Ask a Negro Leaguer Column

Week of March 16, 2006

Mar 15, 2006 at 4:00 am
Hey Joe: Do you think Buck O'Neil not being accepted into the Major League Baseball Hall of Fame is another slap in the face to baseball and an attempt to once again deny Negro Leaguers their rightful place in the Hall?

Abdul, University City

Dating back to early 2005, if I had charged $1.50 for each person who called or wrote me asking who I planned to vote for to be inducted in the Hall, I could purchase myself a pretty good secondhand car. Anyway, my answer to all was "the Negro Leagues Baseball Museum."

Flashback to 1950: the Memphis Red Sox vs. the KC Monarchs in Kansas City. "Atta way to hit that ball, kid." These words came from Buck O'Neil, complimenting me on a fortunate day at the plate for Memphis. He said things like this regardless of the team the player played for. For two years during games against the Monarchs, that's the Buck I remember: personable, lovable and one of the greatest people I've ever met. The same applies to his managing.

As great as the history of the Negro Leagues was, in 1946 I was completely oblivious to it (much like blacks today, who are oblivious to their overall history). However, in all probability had there been no Effa Manleys, J.L. Wilkinsons, Cum Poseys, W.S. Martins, Gus Greenlees, Ted Rasberrys and a host of other owners, there would have been no Negro Leagues. Collectively, over a period of years, such executives operated as an employment agency for blacks shut out of the white world of baseball. And the jobs weren't limited to baseball players alone.

Seemingly, O'Neil and Manley are being pitted against each other, but this is no case of the thrill of victory and the agony of defeat. These two people are class acts. The thrill of victory is that as Manley is enshrined in the Hall of Fame, it could also be a stepping stone for all the other great Negro League team owners. After all, the owners of so-called MLB at the time destroyed their leagues. Of all the current teams in the American and National Leagues, there isn't one black franchise owner. Commissioner Bud Selig and the Baseball Assistance Team (BAT)'s executive director Jim Martin continue this destruction by cutting off the Negro League in 1957, thus refusing to give former Negro Leaguers who played until 1960 a pension. This is what should have been attacked.

The name of Buck O'Neil shall forever live. In this instance, there is no such thing as the agony of defeat.

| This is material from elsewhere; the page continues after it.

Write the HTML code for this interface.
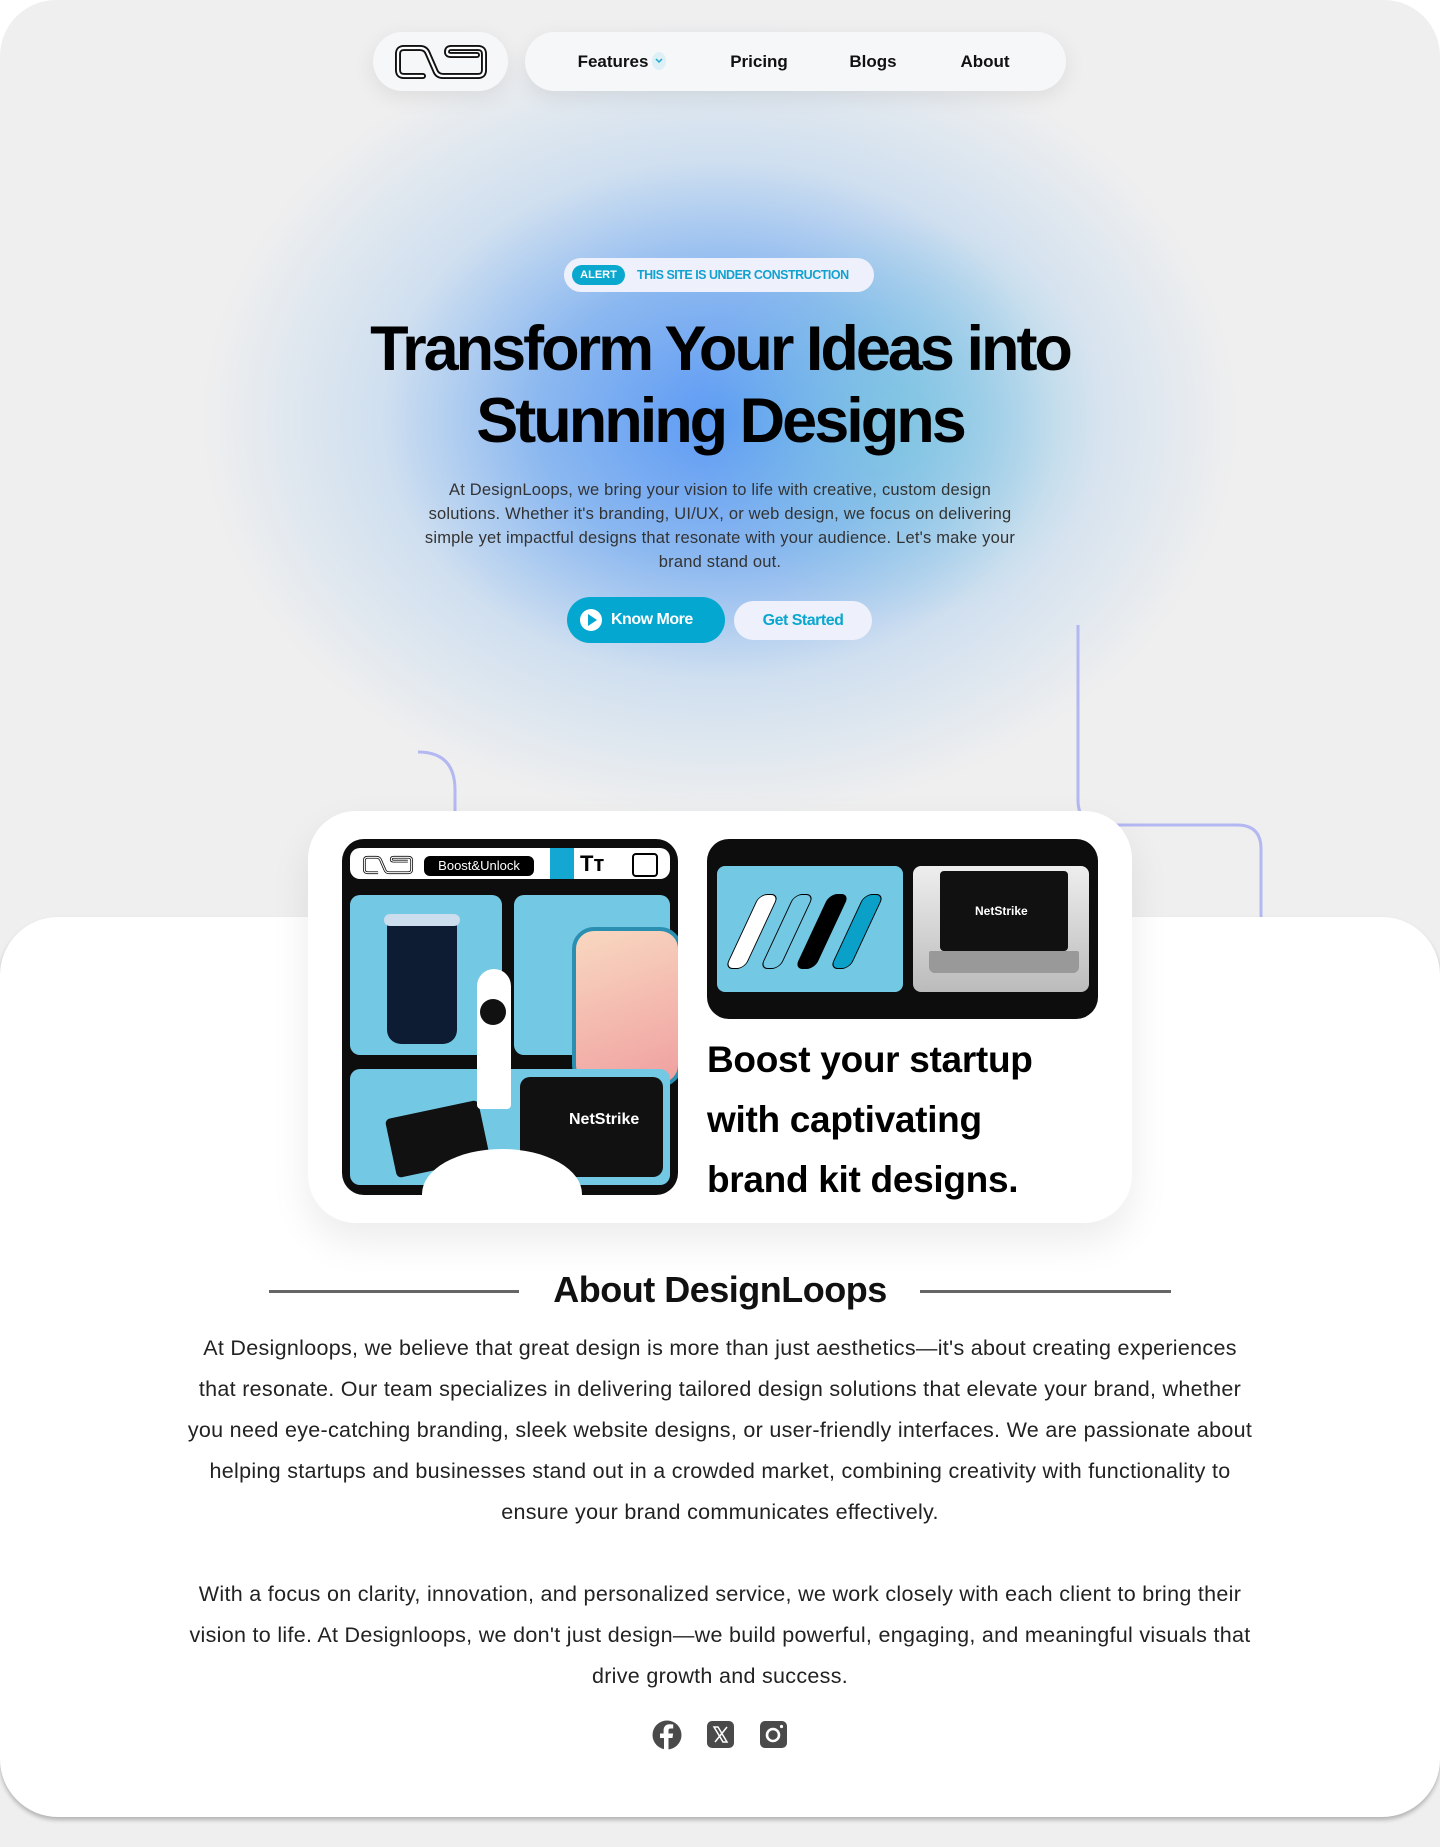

Prince Joe Henry, one of professional baseball's original "clowns," was an all-star infielder for Negro League baseball teams in Memphis, Indianapolis and Detroit throughout the 1950s. But up until the late 1940s, Prince Joe didn't know anything about the Negro Leagues. His knowledge of organized baseball was limited to the Cardinals and Browns games he attended during his preteen years at Sportsman's Park, accompanied by lifelong buddy Eugene "Gene" Crittendon, who could pass for white.

Perhaps Henry's most vivid memory of those games: Upon entry, white ushers would politely escort the boys to a small section of the left-field stands reserved for "Colored." After climbing past several tiers of bleachers, they'd arrive at their stop, rows and rows behind their white counterparts.

Even at a young age, the boys were conscious of the double standard -- and determined to vent their disdain. The opportunity would arise with the urge to urinate. Rather than head for the latrine, the boys would edge their way to the front of the section and let fly. As the liquid foamed its way down the concrete steps toward the white kids, Henry and his pal would ease back and relax, politely rooting for the visiting team to beat the hell out of the Browns or the Cards.

After all, Henry and Crittendon hailed from Brooklyn, Illinois, a small, predominantly black township just east of the Mississippi River. So hospitable were the residents of Brooklyn that they were known to take in a rank stranger, treat him to breakfast, lunch, supper and a night out on the town -- and afterward, if he messed up, treat him to a good ass-whippin'.